Don’t get me wrong, I love my country way of living. I love rolling up my sleeves and getting dirty. I earn my keep through hard work. I enjoy going to the shooting range and working in the horse stalls. None of those “country” things were an issue for me—I quite frankly loved it. Though I was surprised by how different the personality of Wisonsinites were.

Yes, I realize “lowbrow” isn’t very polite, but it was culture shock. I found myself thinking: “That’s funny?” “We’re eating that for dinner?” “That’s entertainment?” I found myself struggling to hangout with anyone. It was more frustrating because I was all for the new adventures like learning how to sail. However, to deal with the people during that journey was a whole different story. I didn’t quite understand what it was either, and still don’t. I think it might have been a slight bit of fear with the fact of Wisconsin begin a permanent home (moving in with my boyfriend). Since Wisconsin wasn’t in my plans of future places to live, it was an intimidating thought that this is how it could be.

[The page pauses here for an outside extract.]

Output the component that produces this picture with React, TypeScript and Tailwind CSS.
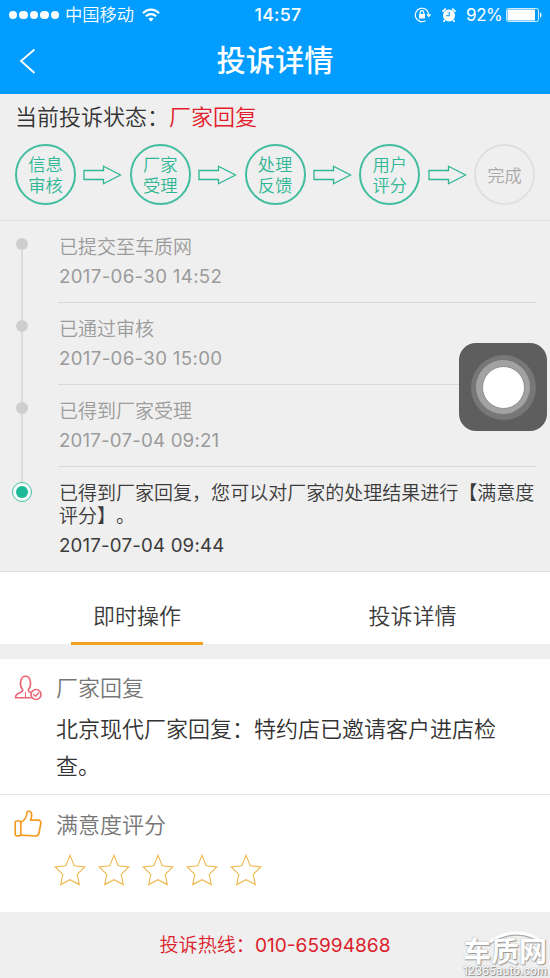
import React from "react";

const steps = [
  { a: "信息", b: "审核", done: true },
  { a: "厂家", b: "受理", done: true },
  { a: "处理", b: "反馈", done: true },
  { a: "用户", b: "评分", done: true },
  { a: "完成", b: "", done: false },
];

const events = [
  { text: "已提交至车质网", date: "2017-06-30 14:52" },
  { text: "已通过审核", date: "2017-06-30 15:00" },
  { text: "已得到厂家受理", date: "2017-07-04 09:21" },
  {
    text: "已得到厂家回复，您可以对厂家的处理结果进行【满意度评分】。",
    date: "2017-07-04 09:44",
  },
];

function StatusBar() {
  return (
    <div className="flex h-[30px] items-center pl-[9px] pr-[8px] text-[17.3px] leading-[30px]">
      <div className="flex w-[243px] items-center">
        <div className="flex gap-[2px]">
          {[0, 1, 2, 3, 4].map((i) => (
            <span key={i} className="size-[8.4px] rounded-full bg-white" />
          ))}
        </div>
        <span className="ml-[6px]">中国移动</span>
        <svg className="ml-[8px]" width="18" height="14" viewBox="0 0 18 14" fill="none" stroke="white" strokeWidth="2.2">
          <path d="M1 5.2C5.5.4 12.500.4 17 5.200" />
          <path d="M3.900 8.300c2.900-2.900 7.300-2.900 10.200 0" />
          <path d="M9 13.600 6.300 10.800c1.500-1.400 3.900-1.400 5.400 0Z" fill="white" stroke="none" />
        </svg>
      </div>
      <span className="w-[52px] text-center text-[17.8px] font-medium tracking-[0.300px]">14:57</span>
      <div className="flex flex-1 items-center justify-end">
        <svg width="18" height="16" viewBox="0 0 18 16" fill="none" stroke="white" strokeWidth="1.200">
          <path d="M14.700 7.500A6.700 6.700 0 1 0 11.500 13.700" />
          <path d="m12.200 7.200 2.600 3.200 2.500-3.200Z" fill="white" stroke="none" />
          <rect x="5" y="7" width="6" height="4.500" fill="white" stroke="none" />
          <path d="M6.200 7.200V5.500a1.800 1.800 0 0 1 3.600 0v1.700" />
        </svg>
        <svg className="ml-[9px]" width="16" height="16" viewBox="0 0 16 16">
          <circle cx="8" cy="8.400" r="6" fill="white" />
          <path d="M1.400 4.600 4.800 1.600M14.600 4.600l-3.400-3M3.800 13l-1.300 1.700M12.200 13l1.300 1.700" stroke="white" strokeWidth="1.700" />
          <path d="M8.200 4.700v4H5" stroke="#0a9cfa" strokeWidth="1.100" fill="none" />
        </svg>
        <span className="ml-[9px] w-[36px] text-[17px] tracking-[-0.4px]">92%</span>
        <svg className="ml-[4px]" width="36" height="14" viewBox="0 0 36 14">
          <rect x=".5" y=".5" width="32" height="13" rx="1.800" fill="none" stroke="white" strokeOpacity=".8" />
          <rect x="1.500" y="1.500" width="27.500" height="11" rx=".8" fill="white" />
          <path d="M34 4.500c2 .5 2 4.500 0 5Z" fill="white" />
        </svg>
      </div>
    </div>
  );
}

function Header() {
  return (
    <header className="h-[94px] bg-[#039dff] text-white">
      <StatusBar />
      <div className="flex h-[62px] items-center">
        <svg className="ml-[19px]" width="18" height="26" viewBox="0 0 18 26" fill="none" stroke="white" strokeWidth="1.800">
          <path d="M15.500 1.500 2 13l13.500 12" />
        </svg>
        <h1 className="mr-[37px] flex-1 text-center font-['Inter','Noto_Sans_CJK_SC',sans-serif] text-[29.300px] font-medium leading-[62px]">投诉详情</h1>
      </div>
    </header>
  );
}

function StepArrow() {
  return (
    <svg width="39" height="20" viewBox="0 0 39 20" fill="none" stroke="#2fb795" strokeWidth="1.300">
      <path d="M1 5.500h19.500V1.200L37.500 10 20.500 18.800v-4.300H1Z" />
    </svg>
  );
}

function Progress() {
  return (
    <section className="h-[127px] border-b border-[#e1e1e1] px-[15px]">
      <p className="pt-[7px] text-[22px] leading-[32px]">
        当前投诉状态：<span className="text-[#e31c2b]">厂家回复</span>
      </p>
      <div className="mt-[11px] flex items-center justify-between">
        {steps.map((s, i) => (
          <React.Fragment key={s.a}>
            {i > 0 && <StepArrow />}
            <div
              className={
                "flex size-[61px] flex-col items-center justify-center rounded-full border-2 pt-px text-[17.300px] leading-[21px] " +
                (s.done ? "border-[#43bd9f] text-[#2fb795]" : "border-[#dfdfdf] text-[#aaaaaa]")
              }
            >
              <span>{s.a}</span>
              {s.b && <span>{s.b}</span>}
            </div>
          </React.Fragment>
        ))}
      </div>
    </section>
  );
}

function Timeline() {
  return (
    <section className="h-[351px] border-b border-[#e1e1e1]">
      {events.map((e, i) => {
        const last = i === events.length - 1;
        return (
          <div key={e.date} className="flex pr-[14px]">
            <div className="flex w-[44px] flex-col items-center">
              <span className={"w-[1.500px] " + (last ? "h-[15px] " : "h-[17px] ") + (i > 0 ? "bg-[#dcdcdc]" : "")} />
              {last ? (
                <span className="flex size-[20px] items-center justify-center rounded-full border border-[#48bea2] bg-[#f3fcfa]">
                  <span className="size-[12px] rounded-full bg-[#1eb899]" />
                </span>
              ) : (
                <>
                  <span className="size-[12px] rounded-full bg-[#cecece]" />
                  <span className="w-[1.500px] flex-1 bg-[#dcdcdc]" />
                </>
              )}
            </div>
            <div
              className={
                "ml-[14px] flex-1 pt-[15px] text-[19.030px] leading-[23px] " +
                (last ? "text-[#3b3b3b]" : "h-[82px] border-b border-[#d9d9d9] text-[#9b9b9b]")
              }
            >
              <p className="pl-px [text-spacing-trim:space-all]">{e.text}</p>
              <p className={"mt-[6px] pl-px text-[18.700px] " + (i > 1 ? "tracking-[0.180px]" : "tracking-[0.320px]")}>{e.date}</p>
            </div>
          </div>
        );
      })}
    </section>
  );
}

function Tabs() {
  return (
    <nav className="flex h-[72px] bg-white text-[22px] leading-[88px] text-[#3b3b3b]">
      <div className="flex w-1/2 flex-col items-center pr-px">
        <span className="h-[70px]">即时操作</span>
        <span className="h-[3px] w-[132px] shrink-0 bg-[#f1a01f]" />
      </div>
      <div className="w-1/2 text-center">投诉详情</div>
    </nav>
  );
}

function Reply() {
  return (
    <section className="flex h-[136px] border-b border-[#e6e6e6] bg-white pl-[14px]">
      <svg className="mt-[16px] shrink-0" width="29" height="26" viewBox="0 0 29 26" fill="none" stroke="#ea6474" strokeWidth="1.600" strokeLinecap="round" strokeLinejoin="round">
        <path d="M17 22.800H1.500C1.300 19.200 4 18.400 6.500 17.400 9.400 16.300 8.900 14.600 7.800 13.200 5.600 10.400 5.800 1.200 11.500 1.200s5.900 9.200 3.700 12c-1.200 1.600-1.600 3 1.300 4.200" />
        <path d="m11.500 17.500v4" strokeWidth="1.100" />
        <circle cx="22" cy="19.500" r="5" />
        <path d="m19.500 19.500 2 1.700 3.200-3.500" strokeWidth="1.300" />
      </svg>
      <div className="ml-[13px] w-[450px] text-[22px]">
        <h2 className="pt-[11px] leading-[36px] text-[#777777]">厂家回复</h2>
        <p className="mt-[5px] leading-[37px] text-[#333333]">北京现代厂家回复：特约店已邀请客户进店检查。</p>
      </div>
    </section>
  );
}

function Rating() {
  return (
    <section className="h-[117px] bg-white pl-[14px]">
      <div className="flex items-start">
        <svg className="mt-[15px]" width="29" height="28" viewBox="0 0 29 28" fill="none" stroke="#f39b24" strokeWidth="1.700" strokeLinejoin="round">
          <rect x="1.200" y="11" width="5.600" height="14.800" rx="1.500" />
          <path d="M6.800 12.500c3.400-1.800 5.600-5 6.200-9.500.3-2.700 4.300-2.300 4.600 1.300.2 2.300-.4 4.300-1 5.900h7.300c2.500 0 3.200 1.500 2.900 3.200l-1.800 9.600c-.4 2.100-1.400 3-3.400 3L6.800 25.200" />
        </svg>
        <h2 className="ml-[13px] pt-[12px] text-[22px] leading-[36px] text-[#777777]">满意度评分</h2>
      </div>
      <div className="ml-[40px] mt-[11px] flex gap-[12px]">
        {[0, 1, 2, 3, 4].map((i) => (
          <svg key={i} width="32" height="32" viewBox="0 0 32 32" fill="none" stroke="#efb84c" strokeWidth="1.100">
            <path d="m16 1.300 4.200 10.400 10.600 1.200-7.600 7.500 2.100 10.200L16 25.700l-9.300 4.900 2.100-10.200L1.200 12.900l10.600-1.200Z" />
          </svg>
        ))}
      </div>
    </section>
  );
}

function AssistiveTouch() {
  return (
    <div className="absolute left-[459px] top-[343px] flex size-[88px] items-center justify-center rounded-[17px] bg-[#5e5e5e]">
      <div className="flex size-[65px] items-center justify-center rounded-full bg-[#777777]">
        <div className="flex size-[54px] items-center justify-center rounded-full bg-[#a2a2a2]">
          <div className="size-[43px] rounded-full border border-[#8b8b8b] bg-white" />
        </div>
      </div>
    </div>
  );
}

function Watermark() {
  return (
    <div className="absolute left-[463px] top-[930px] flex h-[48px] w-[87px] flex-col pt-[9px] font-['Inter','Noto_Sans_CJK_SC',sans-serif] text-white">
      <svg className="absolute left-[24px] top-0" width="60" height="18" viewBox="0 0 60 18" fill="none">
        <path d="M2 13.500C18 1 42 0 57 15" stroke="#aaaaaa" strokeWidth="3.500" />
        <path d="M2 12.500C18 0 42-1 57 14" stroke="white" strokeWidth="3" />
      </svg>
      <p className="relative h-[26px] whitespace-nowrap text-[28px] font-bold leading-[26px] [text-shadow:0_0_1px_#888,1px_1px_1px_#999]">车质网</p>
      <p className="relative h-[12px] whitespace-nowrap text-[11.400px] font-medium leading-[13px] [text-shadow:0_0_1px_#777,1px_1px_1px_#888]">12365auto.com</p>
    </div>
  );
}

export default function App() {
  return (
    <div className="relative h-[978px] w-[550px] overflow-hidden bg-[#efefef] font-['Inter','Noto_Sans_CJK_SC_DemiLight','Noto_Sans_CJK_SC',sans-serif] text-[#333333]">
      <Header />
      <Progress />
      <Timeline />
      <Tabs />
      <div className="h-[15px]" />
      <Reply />
      <Rating />
      <footer className="text-center text-[19.100px] leading-[67px] text-[#dc1f2d]">投诉热线：010-65994868</footer>
      <AssistiveTouch />
      <Watermark />
    </div>
  );
}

Thankfully, halfway through the summer, words of wisdom came this guy working at a bicycle shop. After discussing the area and such, he said: “In the end, it doesn’t matter where you’re living or what you’re out doing. What matters is who you’re with to make the adventure worthwhile.”

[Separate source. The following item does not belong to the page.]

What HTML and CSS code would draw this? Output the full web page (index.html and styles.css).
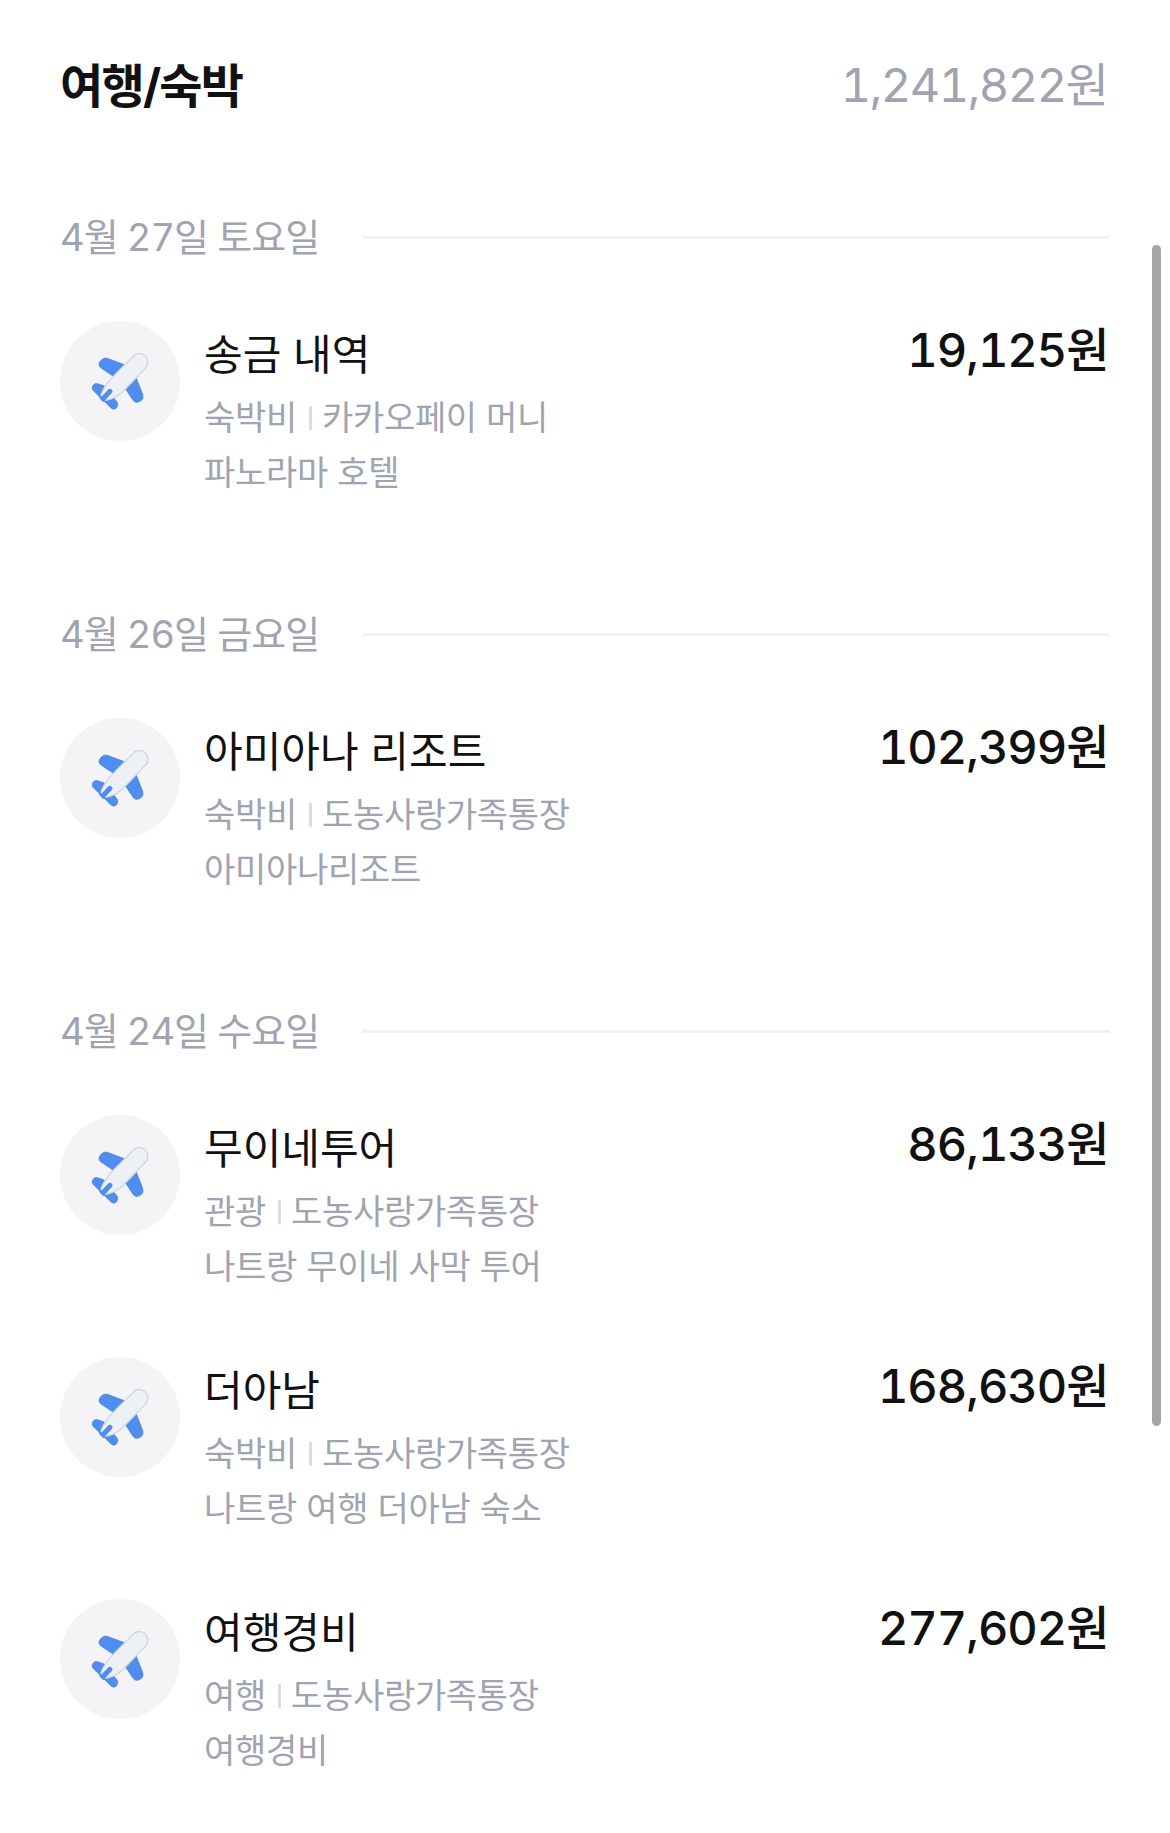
FILE: index.html
```html
<!DOCTYPE html>
<html lang="ko">
<head>
<meta charset="utf-8">
<title>여행/숙박</title>
<link rel="stylesheet" href="styles.css">
</head>
<body>
<svg class="defs" aria-hidden="true">
<symbol id="plane" viewBox="30 32 360 360">
<g fill="#4f8df0" stroke="#477fd8" stroke-width="2">
<path d="M226 164 L172 144 Q163 141 155 148 Q145 157 147 165 Q148 170 154 174 L192 199 Z"/>
<path d="M226 235 L249 270 Q254 277 262 276 Q278 272 279 261 L278 252 L258 201 Z"/>
<path d="M163 227 L143 220 Q134 217 128 226 Q124 235 131 242 L184 294 Q192 300 200 292 Q206 284 202 276 L188 259 Z"/>
</g>
<path d="M251 136 C262 126 278 128 287 138 C296 148 296 164 286 174 L218 244 Q196 265 163 271 Q149 270 152 257 Q158 235 181 207 Z" fill="#edf1f4" stroke="#d0d8de" stroke-width="4"/>
<path d="M161 263 L180 243" fill="none" stroke="#4f8df0" stroke-width="15" stroke-linecap="round"/>
<path d="M148 252 L170 275 L158 274 L148 263 Z" fill="#4f8df0"/>
</symbol>
</svg>
<main class="page">
<header class="summary"><h1 class="category">여행/숙박</h1><span class="total"><span class="num">1,241,822</span>원</span></header>
<section class="day"><h2 class="date"><span class="date-text">4월 27일 토요일</span></h2>
<article class="item"><svg class="icon"><use href="#plane"/></svg><div class="info"><h3 class="name">송금 내역</h3><p class="meta">숙박비<i class="bar"></i>카카오페이 머니</p><p class="memo">파노라마 호텔</p></div><span class="amount"><span class="num">19,125</span>원</span></article>
</section>
<section class="day"><h2 class="date"><span class="date-text">4월 26일 금요일</span></h2>
<article class="item"><svg class="icon"><use href="#plane"/></svg><div class="info"><h3 class="name">아미아나 리조트</h3><p class="meta">숙박비<i class="bar"></i>도농사랑가족통장</p><p class="memo">아미아나리조트</p></div><span class="amount"><span class="num">102,399</span>원</span></article>
</section>
<section class="day"><h2 class="date"><span class="date-text">4월 24일 수요일</span></h2>
<article class="item"><svg class="icon"><use href="#plane"/></svg><div class="info"><h3 class="name">무이네투어</h3><p class="meta">관광<i class="bar"></i>도농사랑가족통장</p><p class="memo">나트랑 무이네 사막 투어</p></div><span class="amount"><span class="num">86,133</span>원</span></article>
<article class="item"><svg class="icon"><use href="#plane"/></svg><div class="info"><h3 class="name">더아남</h3><p class="meta">숙박비<i class="bar"></i>도농사랑가족통장</p><p class="memo">나트랑 여행 더아남 숙소</p></div><span class="amount"><span class="num">168,630</span>원</span></article>
<article class="item"><svg class="icon"><use href="#plane"/></svg><div class="info"><h3 class="name">여행경비</h3><p class="meta">여행<i class="bar"></i>도농사랑가족통장</p><p class="memo">여행경비</p></div><span class="amount"><span class="num">277,602</span>원</span></article>
</section>
</main>
<div class="scrollbar"></div>
</body>
</html>
```
FILE: styles.css
```css
* { box-sizing: border-box; margin: 0; padding: 0; }
html { overflow: hidden; }
body { width: 1170px; height: 1833px; overflow: hidden; background: #fff; color: #111; font-family: Inter, "Noto Sans CJK KR", sans-serif; }
.defs { position: absolute; width: 0; height: 0; }
.page { padding: 50px 60px 0; }
.summary { display: flex; justify-content: space-between; height: 72px; line-height: 71px; }
.category { font-size: 47px; font-weight: 700; letter-spacing: -1.8px; }
.total { color: #a0a3b1; font-size: 47px; letter-spacing: -1px; line-height: 69px; padding-right: 2px; }
.num { letter-spacing: -1px; font-variant-numeric: tabular-nums; }
.total .num { letter-spacing: -1.5px; }
.day { padding-top: 84px; height: 397px; }
.day:first-of-type { margin-top: 2px; }
.date { display: flex; align-items: center; height: 60px; font-size: 38px; font-weight: 400; letter-spacing: -1px; color: #a0a3b1; white-space: nowrap; font-variant-numeric: tabular-nums; }
.date-text { padding-bottom: 7px; }
.date::after { content: ""; width: 748px; height: 3px; margin-bottom: 2px; background: #f2f2f5; margin-left: auto; }
.item { display: flex; height: 242px; padding-top: 53px; }
.icon { flex: none; width: 120px; height: 120px; border-radius: 50%; background: #f4f4f7; margin-right: 24px; }
.info { flex: 1; white-space: nowrap; padding-top: 2px; }
.name { font-size: 42px; font-weight: 400; line-height: 64px; letter-spacing: 0; }
.meta, .memo { font-size: 34px; line-height: 55px; letter-spacing: -0.3px; color: #a0a3b1; }
.meta { margin-top: 3px; }
.bar { display: inline-block; width: 3px; height: 24px; background: #d9dde4; margin: 0 10px 0 12px; }
.amount { font-size: 47px; font-weight: 500; line-height: 57px; letter-spacing: -1px; padding-right: 1.5px; }
.scrollbar { position: absolute; left: 1152px; top: 245px; width: 9px; height: 1181px; border-radius: 5px; background: #a6a6a6; }
```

 It’s true. Sure, I may not have enjoyed the topics of discussion, or liked the area that much. However, I did thoroughly enjoy my company, and I should have been appreciating them all the while. They made me laugh, they were always up for doing new things and they were the friendliest and kindest people I think I have ever met. Simply put, Wisconsinites make excellent company.

It was a lesson in “going with the flow” and definitely appreciating the little things in life. Sure, perhaps certain things weren’t on my top list to do or talk about, but people were always making sure that you had a good time.

And now that I’ve been away, guess who’s looking to move to Wisconsin after graduation?